Coal stokers don't like "recovery" heating, they like "steady" heating. Once you've gotten enough heat into your zones that some are satisfied and don't need to such out every last BTU of the water that flows within 10 feet of it like a giant black hole...then BTUs can get to the next section and some might even make it back to the boiler, LOL.
That is one main advantage of proper zoning. Not only can you deliver Where and When you deliver BTUs to the exact place that is needed at any given time, you can control HOW MUCH heat (BTUs) go to a zone at any given time.
For example, say a given load is on a zone and needs to be heated by 20*. Well, you can either throw 'x' number of BTUs at it in an hour, or '1/2 x' over 2 hrs. Either way works, but what happens when your boiler can only make '3x' and you have 4 zones all calling for 'x'?
You are calling for X times 4 zones = 4x load, but the boiler can only make 3x, so each zone can LOSE heat and start increasing from X to 'X+1' then 'X+2', etc. You can see how the problem starts to snowball pretty rapidly over a few hours.
But if you have zones, they can all get their 1/2x max when all zones are calling for heat, then when the first (branch off the supply loop) is satisfied, the others can get 3/4X, then when the next is satisfied, the last gets a full X. It may only take 1/3x to maintain the zone after it us up to temp.
Now the above is NOT a perfect example. In reality the upstream zones usually get higher temp water, but the closely spaced tees like I've used help balance and limit excessive BTU draws per zone. That helps maintain a higher primary loop and boiler temp, which provides more heat to the zones and is less stress on the boiler.
But...zone "can" increase the recovery time of a zone. Hence the "steady heat" preference of a coal boiler. You don't have to heat the entire boiler and loop full of water before you can provide heat to the zones. Therefore, you can provide smaller amounts of heat over longer periods of time, which can result in a much lower average load- especially since "more zones" means even more of a chance of staggering the demand.
This is why many marginal capacity systems tend to spiral downward under extreme loads- like last year's multiple days of -30's. In a zoned system, you could "cheat" by prioritizing which zone needed heat "now", temporarily turn off the other zones, and crank up the aquastat on the boiler. Once that zone was satisfied, move to turn on the next one, and so on.

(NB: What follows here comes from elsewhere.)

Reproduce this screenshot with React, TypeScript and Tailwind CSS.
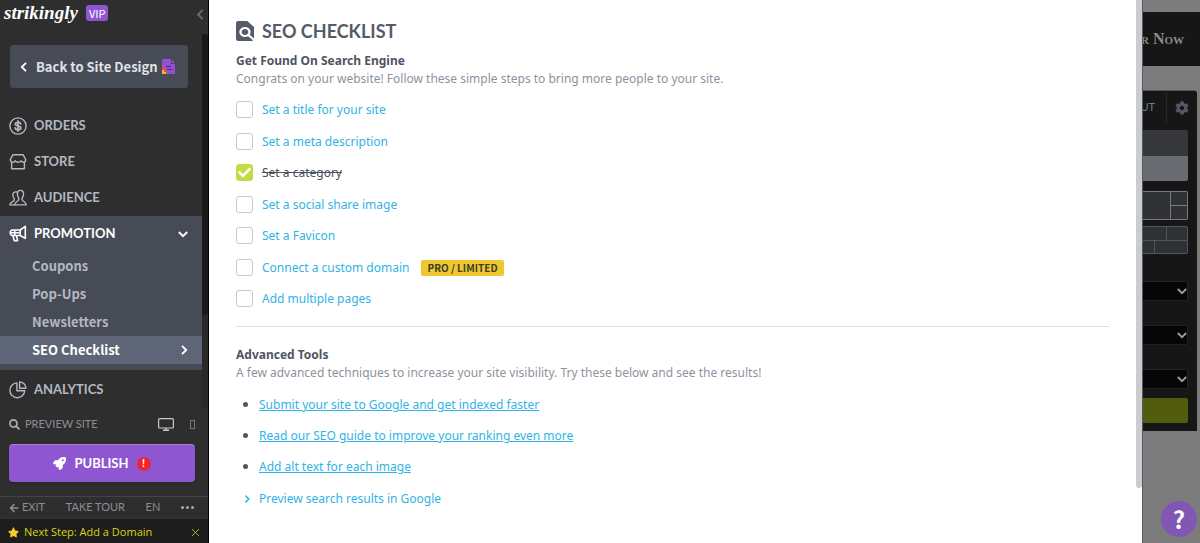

Eventually, that really cold scenario would result in lower zone max temps and end up in the same boat, but in most cases it can buy us up to a week. Most of those extreme temps don't last longer than that- or we can supplement with propane or whatever. Many (most?) of us have backup heat sources of propane, oil, wood, etc that can be called upon in those uncommon and extreme times.
Glad you are FINALLY getting some satisfactory HEAT out of your system! Hope the info I've posted is helpful for your next evolution.
This makes perfect sense and the lack of multiple zones is what was killing me at first. I can't figure out why it is working so well now but I'm just going to keep it the way it as and get working on other projects!!!! Finally I am free from this! (pic below)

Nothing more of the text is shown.